▶ [Supplied material]
>>>>>

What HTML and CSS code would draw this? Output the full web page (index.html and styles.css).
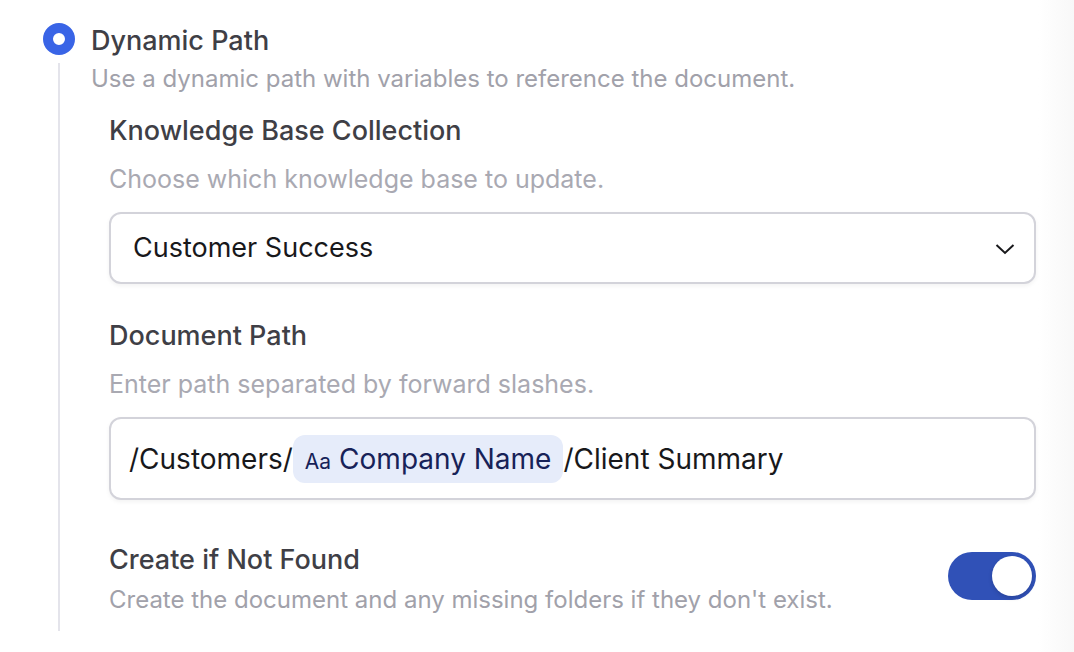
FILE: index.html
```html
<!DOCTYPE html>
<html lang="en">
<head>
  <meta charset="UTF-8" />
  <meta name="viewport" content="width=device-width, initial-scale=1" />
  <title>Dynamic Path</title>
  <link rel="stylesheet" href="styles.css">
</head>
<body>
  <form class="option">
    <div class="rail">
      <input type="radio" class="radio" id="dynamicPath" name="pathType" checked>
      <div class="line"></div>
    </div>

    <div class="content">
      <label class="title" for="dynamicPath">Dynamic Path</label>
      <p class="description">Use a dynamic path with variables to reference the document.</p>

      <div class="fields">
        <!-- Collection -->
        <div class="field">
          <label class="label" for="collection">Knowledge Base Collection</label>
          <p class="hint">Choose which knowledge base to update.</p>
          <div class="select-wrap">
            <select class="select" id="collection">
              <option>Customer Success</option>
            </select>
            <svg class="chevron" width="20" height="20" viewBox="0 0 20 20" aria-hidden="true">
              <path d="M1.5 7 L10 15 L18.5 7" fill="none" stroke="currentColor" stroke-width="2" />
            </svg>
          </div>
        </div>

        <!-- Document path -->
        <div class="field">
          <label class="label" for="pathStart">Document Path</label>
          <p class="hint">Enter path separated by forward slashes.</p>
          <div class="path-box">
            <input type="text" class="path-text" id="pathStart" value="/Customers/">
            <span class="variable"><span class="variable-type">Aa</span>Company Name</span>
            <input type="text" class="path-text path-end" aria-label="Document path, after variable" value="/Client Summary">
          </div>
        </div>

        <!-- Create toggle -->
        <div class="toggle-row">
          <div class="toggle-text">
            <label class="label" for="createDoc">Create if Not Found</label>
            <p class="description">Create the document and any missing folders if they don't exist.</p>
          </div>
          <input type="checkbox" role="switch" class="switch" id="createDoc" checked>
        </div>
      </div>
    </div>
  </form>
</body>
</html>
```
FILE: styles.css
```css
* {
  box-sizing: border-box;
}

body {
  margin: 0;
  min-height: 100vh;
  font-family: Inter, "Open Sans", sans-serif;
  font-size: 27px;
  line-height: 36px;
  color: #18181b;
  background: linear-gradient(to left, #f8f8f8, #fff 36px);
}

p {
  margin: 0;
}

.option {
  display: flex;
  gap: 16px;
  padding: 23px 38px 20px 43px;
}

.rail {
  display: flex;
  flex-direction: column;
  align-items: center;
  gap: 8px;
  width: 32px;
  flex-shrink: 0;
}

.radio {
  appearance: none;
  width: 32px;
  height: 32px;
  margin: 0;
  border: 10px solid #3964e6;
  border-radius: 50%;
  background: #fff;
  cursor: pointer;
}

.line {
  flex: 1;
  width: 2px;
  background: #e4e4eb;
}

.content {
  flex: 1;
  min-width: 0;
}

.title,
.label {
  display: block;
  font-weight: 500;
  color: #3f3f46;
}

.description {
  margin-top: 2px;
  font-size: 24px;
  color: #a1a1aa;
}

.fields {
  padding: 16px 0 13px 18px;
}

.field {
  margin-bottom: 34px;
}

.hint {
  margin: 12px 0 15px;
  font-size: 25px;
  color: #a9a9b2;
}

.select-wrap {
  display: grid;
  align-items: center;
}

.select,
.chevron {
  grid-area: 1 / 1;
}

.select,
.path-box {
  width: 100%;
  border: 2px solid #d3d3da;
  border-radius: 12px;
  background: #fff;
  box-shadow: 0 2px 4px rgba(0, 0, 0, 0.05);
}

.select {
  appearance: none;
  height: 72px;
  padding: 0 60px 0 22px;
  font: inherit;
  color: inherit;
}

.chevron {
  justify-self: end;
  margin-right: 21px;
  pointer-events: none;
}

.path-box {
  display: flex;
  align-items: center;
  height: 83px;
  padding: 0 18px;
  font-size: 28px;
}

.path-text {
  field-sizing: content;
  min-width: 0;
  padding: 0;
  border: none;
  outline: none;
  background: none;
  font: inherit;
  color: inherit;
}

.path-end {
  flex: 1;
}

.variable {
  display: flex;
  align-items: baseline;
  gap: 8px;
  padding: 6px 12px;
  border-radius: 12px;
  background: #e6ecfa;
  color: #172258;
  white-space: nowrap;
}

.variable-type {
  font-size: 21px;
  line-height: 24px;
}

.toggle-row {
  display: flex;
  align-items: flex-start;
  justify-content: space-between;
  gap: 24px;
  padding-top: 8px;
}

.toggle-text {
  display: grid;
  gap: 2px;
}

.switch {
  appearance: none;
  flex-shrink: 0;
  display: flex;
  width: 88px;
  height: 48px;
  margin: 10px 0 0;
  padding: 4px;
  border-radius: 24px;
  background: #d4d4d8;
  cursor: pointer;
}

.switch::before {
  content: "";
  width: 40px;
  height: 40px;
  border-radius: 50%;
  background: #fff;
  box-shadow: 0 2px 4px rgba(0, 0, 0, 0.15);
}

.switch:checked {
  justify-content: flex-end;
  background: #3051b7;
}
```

<<<<<

▶ [Work to complete] Pictures are to be left out; repeat all the remaining data exactly.

▶ [Output of the task]
What HTML and CSS code would draw this? Output the full web page (index.html and styles.css).
FILE: index.html
```html
<!DOCTYPE html>
<html lang="en">
<head>
  <meta charset="UTF-8" />
  <meta name="viewport" content="width=device-width, initial-scale=1" />
  <title>Dynamic Path</title>
  <link rel="stylesheet" href="styles.css">
</head>
<body>
  <form class="option">
    <div class="rail">
      <input type="radio" class="radio" id="dynamicPath" name="pathType" checked>
      <div class="line"></div>
    </div>

    <div class="content">
      <label class="title" for="dynamicPath">Dynamic Path</label>
      <p class="description">Use a dynamic path with variables to reference the document.</p>

      <div class="fields">
        <!-- Collection -->
        <div class="field">
          <label class="label" for="collection">Knowledge Base Collection</label>
          <p class="hint">Choose which knowledge base to update.</p>
          <div class="select-wrap">
            <select class="select" id="collection">
              <option>Customer Success</option>
            </select>
            <svg class="chevron" width="20" height="20" viewBox="0 0 20 20" aria-hidden="true">
              <path d="M1.5 7 L10 15 L18.5 7" fill="none" stroke="currentColor" stroke-width="2" />
            </svg>
          </div>
        </div>

        <!-- Document path -->
        <div class="field">
          <label class="label" for="pathStart">Document Path</label>
          <p class="hint">Enter path separated by forward slashes.</p>
          <div class="path-box">
            <input type="text" class="path-text" id="pathStart" value="/Customers/">
            <span class="variable"><span class="variable-type">Aa</span>Company Name</span>
            <input type="text" class="path-text path-end" aria-label="Document path, after variable" value="/Client Summary">
          </div>
        </div>

        <!-- Create toggle -->
        <div class="toggle-row">
          <div class="toggle-text">
            <label class="label" for="createDoc">Create if Not Found</label>
            <p class="description">Create the document and any missing folders if they don't exist.</p>
          </div>
          <input type="checkbox" role="switch" class="switch" id="createDoc" checked>
        </div>
      </div>
    </div>
  </form>
</body>
</html>
```
FILE: styles.css
```css
* {
  box-sizing: border-box;
}

body {
  margin: 0;
  min-height: 100vh;
  font-family: Inter, "Open Sans", sans-serif;
  font-size: 27px;
  line-height: 36px;
  color: #18181b;
  background: linear-gradient(to left, #f8f8f8, #fff 36px);
}

p {
  margin: 0;
}

.option {
  display: flex;
  gap: 16px;
  padding: 23px 38px 20px 43px;
}

.rail {
  display: flex;
  flex-direction: column;
  align-items: center;
  gap: 8px;
  width: 32px;
  flex-shrink: 0;
}

.radio {
  appearance: none;
  width: 32px;
  height: 32px;
  margin: 0;
  border: 10px solid #3964e6;
  border-radius: 50%;
  background: #fff;
  cursor: pointer;
}

.line {
  flex: 1;
  width: 2px;
  background: #e4e4eb;
}

.content {
  flex: 1;
  min-width: 0;
}

.title,
.label {
  display: block;
  font-weight: 500;
  color: #3f3f46;
}

.description {
  margin-top: 2px;
  font-size: 24px;
  color: #a1a1aa;
}

.fields {
  padding: 16px 0 13px 18px;
}

.field {
  margin-bottom: 34px;
}

.hint {
  margin: 12px 0 15px;
  font-size: 25px;
  color: #a9a9b2;
}

.select-wrap {
  display: grid;
  align-items: center;
}

.select,
.chevron {
  grid-area: 1 / 1;
}

.select,
.path-box {
  width: 100%;
  border: 2px solid #d3d3da;
  border-radius: 12px;
  background: #fff;
  box-shadow: 0 2px 4px rgba(0, 0, 0, 0.05);
}

.select {
  appearance: none;
  height: 72px;
  padding: 0 60px 0 22px;
  font: inherit;
  color: inherit;
}

.chevron {
  justify-self: end;
  margin-right: 21px;
  pointer-events: none;
}

.path-box {
  display: flex;
  align-items: center;
  height: 83px;
  padding: 0 18px;
  font-size: 28px;
}

.path-text {
  field-sizing: content;
  min-width: 0;
  padding: 0;
  border: none;
  outline: none;
  background: none;
  font: inherit;
  color: inherit;
}

.path-end {
  flex: 1;
}

.variable {
  display: flex;
  align-items: baseline;
  gap: 8px;
  padding: 6px 12px;
  border-radius: 12px;
  background: #e6ecfa;
  color: #172258;
  white-space: nowrap;
}

.variable-type {
  font-size: 21px;
  line-height: 24px;
}

.toggle-row {
  display: flex;
  align-items: flex-start;
  justify-content: space-between;
  gap: 24px;
  padding-top: 8px;
}

.toggle-text {
  display: grid;
  gap: 2px;
}

.switch {
  appearance: none;
  flex-shrink: 0;
  display: flex;
  width: 88px;
  height: 48px;
  margin: 10px 0 0;
  padding: 4px;
  border-radius: 24px;
  background: #d4d4d8;
  cursor: pointer;
}

.switch::before {
  content: "";
  width: 40px;
  height: 40px;
  border-radius: 50%;
  background: #fff;
  box-shadow: 0 2px 4px rgba(0, 0, 0, 0.15);
}

.switch:checked {
  justify-content: flex-end;
  background: #3051b7;
}
```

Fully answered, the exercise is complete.